So, is this merely an extreme teenage version of The Hangover, or is it another sign of the end of civilization as we know it? How you feel about Project X will have a lot to do with your age and gender. If I were a hormonally charged 16-year-old boy, I might think it was the greatest movie ever made, a wish-fulfillment comedy featuring lots of good-looking naked girls.
As a parent, I have quite another view: it’s a horror movie! Using the template of The Hangover (made by Todd Phillips, who produced this film), a self-appointed cool dude decides to throw his shy pal a 17th birthday party he’ll never forget, while his parents are away for the weekend. To say that it goes out of control is a mild understatement.
I know Project X is not meant to be taken literally, or even seriously. It’s a 2012 revision of Risky Business crossed with Animal House, only much more crude, as befits the current trend in comedy. What sets the film apart is its willingness to gleefully cross every line on the road to total anarchy. (The only copout is the old-fashioned ending involving the hero and his girlfriend.)

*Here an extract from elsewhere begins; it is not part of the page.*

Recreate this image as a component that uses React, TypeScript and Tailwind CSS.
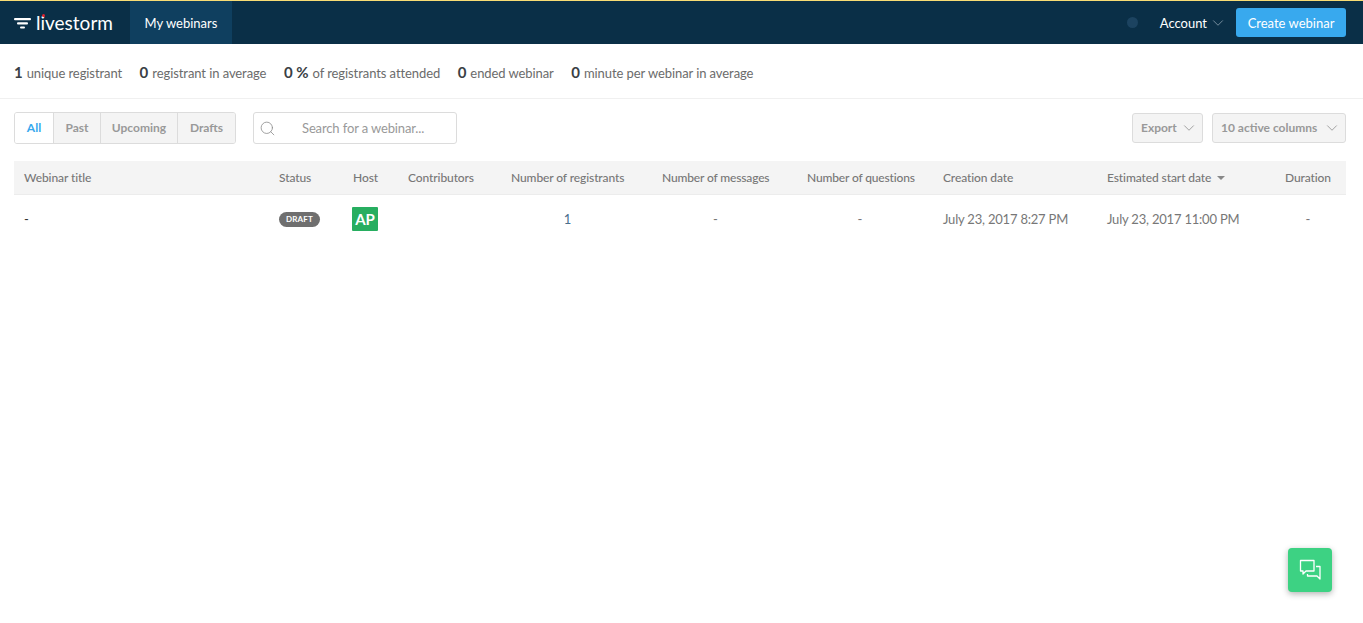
import { ChevronDown, Search } from "lucide-react";

const stats = [
  { value: "1", label: "unique registrant" },
  { value: "0", label: "registrant in average" },
  { value: "0 %", label: "of registrants attended" },
  { value: "0", label: "ended webinar" },
  { value: "0", label: "minute per webinar in average" },
];

const gridCols = "grid grid-cols-[255px_74px_55px_103px_151px_145px_136px_164px_178px_71px]";

export default function App() {
  return (
    <div className="relative min-h-[623px] bg-white font-['Lato',sans-serif] text-[13px] text-[#6b6b6b]">
      {/* Top bar */}
      <header className="flex h-[44px] items-stretch border-t border-[#f8dc74] bg-[#0a2f47]">
        <div className="flex w-[130px] items-center pl-[14px]">
          <svg width="17" height="11" viewBox="0 0 17 11" className="mt-[1px]">
            <rect x="0" y="0" width="17" height="2.2" rx="1" fill="#fff" />
            <rect x="3" y="4.2" width="11" height="2.2" rx="1" fill="#fff" />
            <rect x="6" y="8.4" width="5" height="2.2" rx="1" fill="#fff" />
          </svg>
          <span className="relative ml-[5px] text-[19px] leading-none text-white">
            livestorm
            <span className="absolute left-[6px] top-[1px] h-[3px] w-[3px] rounded-full bg-[#e0202e]" />
          </span>
        </div>
        <div className="flex w-[102px] items-center justify-center bg-[#0f3f5f] pt-[2px] text-[13px] text-white">My webinars</div>
        <div className="ml-auto flex items-center pr-[17px]">
          <span className="h-[11px] w-[11px] rounded-full bg-[#1c4360]" />
          <span className="ml-[22px] pt-[2px] text-[13px] text-white">Account</span>
          <ChevronDown className="ml-[2px] mt-[1px] h-[18px] w-[18px] text-[#7f95a5]" strokeWidth={1.2} />
          <button className="ml-[9px] h-[29px] w-[110px] rounded-[3px] bg-[#38a9ee] pt-[2px] text-[13px] text-white">Create webinar</button>
        </div>
      </header>

      {/* Stats */}
      <section className="flex h-[55px] items-center gap-[17.5px] border-b border-[#f0f0f0] pl-[14px] pt-[2px]">
        {stats.map((s) => (
          <div key={s.label} className="flex items-baseline gap-[4px]">
            <span className="text-[15px] font-bold text-[#3a3f45]">{s.value}</span>
            <span className="text-[13px] tracking-[-0.08px]">{s.label}</span>
          </div>
        ))}
      </section>

      {/* Filters */}
      <section className="flex items-center pl-[14px] pr-[17px] pt-[13px]">
        <div className="flex h-[32px] overflow-hidden rounded-[3px] border border-[#dcdcdc] text-[12px] font-bold">
          <span className="flex w-[38px] items-center justify-center bg-white text-[#38a9ee]">All</span>
          <span className="flex w-[47px] items-center justify-center border-l border-[#dcdcdc] bg-[#f4f4f4] text-[#999]">Past</span>
          <span className="flex w-[77px] items-center justify-center border-l border-[#dcdcdc] bg-[#f4f4f4] text-[#999]">Upcoming</span>
          <span className="flex w-[58px] items-center justify-center border-l border-[#dcdcdc] bg-[#f4f4f4] text-[#999]">Drafts</span>
        </div>
        <div className="ml-[17px] flex h-[32px] w-[204px] items-center rounded-[3px] border border-[#dcdcdc] pl-[5px]">
          <Search className="h-[17px] w-[17px] text-[#888]" strokeWidth={1.1} />
          <span className="ml-[26px] pt-[1px] text-[13px] tracking-[-0.13px] text-[#999]">Search for a webinar...</span>
        </div>
        <button className="ml-auto flex h-[30px] w-[71px] items-center justify-between rounded-[3px] border border-[#dcdcdc] bg-[#f4f4f4] pl-[8px] pr-[4px] text-[12px] font-bold text-[#999]">
          Export
          <ChevronDown className="h-[18px] w-[18px]" strokeWidth={1.2} />
        </button>
        <button className="ml-[9px] flex h-[30px] w-[134px] items-center justify-between rounded-[3px] border border-[#dcdcdc] bg-[#f4f4f4] pl-[8px] pr-[4px] text-[12px] font-bold text-[#999]">
          10 active columns
          <ChevronDown className="h-[18px] w-[18px]" strokeWidth={1.2} />
        </button>
      </section>

      {/* Table */}
      <section className="mx-[14px] mt-[17px] w-[1332px]">
        <div className={`${gridCols} h-[34px] items-center border-b border-[#ececec] bg-[#f4f4f4] text-[12px] font-medium tracking-[-0.1px] text-[#777]`}>
          <span className="pl-[10px]">Webinar title</span>
          <span className="pl-[10px]">Status</span>
          <span className="pl-[10px]">Host</span>
          <span className="pl-[10px]">Contributors</span>
          <span className="pl-[10px]">Number of registrants</span>
          <span className="pl-[10px] tracking-[-0.15px]">Number of messages</span>
          <span className="pl-[10px] tracking-[-0.15px]">Number of questions</span>
          <span className="pl-[10px]">Creation date</span>
          <span className="flex items-center pl-[10px]">
            Estimated start date
            <span className="ml-[6px] h-0 w-0 border-x-[4px] border-t-[4px] border-x-transparent border-t-[#888]" />
          </span>
          <span className="pl-[10px]">Duration</span>
        </div>
        <div className={`${gridCols} h-[48px] items-center text-[13px] text-[#777]`}>
          <span className="pl-[10px] pt-[1px] text-[#333]">-</span>
          <span className="pl-[10px]">
            <span className="flex h-[15px] w-[41px] items-center justify-center rounded-full bg-[#6f6f6f] text-[8px] font-bold tracking-[0.2px] text-white">DRAFT</span>
          </span>
          <span className="pl-[9px]">
            <span className="flex h-[24px] w-[26px] items-center justify-center rounded-[1px] bg-[#27ae60] text-[15px] font-bold text-white">AP</span>
          </span>
          <span />
          <span className="pr-[18px] pt-[1px] text-center text-[#4a6f8c]">1</span>
          <span className="pr-[18px] pt-[1px] text-center">-</span>
          <span className="pr-[10px] pt-[1px] text-center">-</span>
          <span className="pl-[10px] pt-[1px] tracking-[-0.2px]">July 23, 2017 8:27 PM</span>
          <span className="pl-[10px] pt-[1px] tracking-[-0.2px]">July 23, 2017 11:00 PM</span>
          <span className="pr-[5px] pt-[1px] text-center">-</span>
        </div>
      </section>

      {/* Chat launcher */}
      <button className="absolute left-[1288px] top-[548px] flex h-[44px] w-[44px] items-center justify-center rounded-[4px] bg-[#3dd283] shadow-[0_2px_6px_rgba(0,0,0,0.3)]">
        <svg width="24" height="24" viewBox="0 0 24 24" fill="none" stroke="#fff" strokeWidth="1.3" strokeLinejoin="round">
          <path d="M2.5 2.5h13.5v10.5h-8l-3 3v-3h-2.5z" />
          <path d="M18 8.5h4v12.5l-3-3h-9.5v-2" />
        </svg>
      </button>
    </div>
  );
}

If I were an adolescent girl this movie would make me want to move to another continent rather than suffer the foul-mouthed, condescending outlook of the “typical” high-school boys depicted here.
But my biggest complaint about Project X is that it isn’t true to its own premise. The picture is supposedly a video diary taken by a hanger-on who follows the three central characters around during the planning and execution of this party-to-end-all-parties…except when director Nima Nourizadeh decides that the concept is inconvenient and cuts to shots from other points of view. (An opening title card explains that some of the footage comes from law enforcement and other sources. Nice try.)
In any case, this movie wasn’t intended for me. Come to think of it, I should be grateful for that.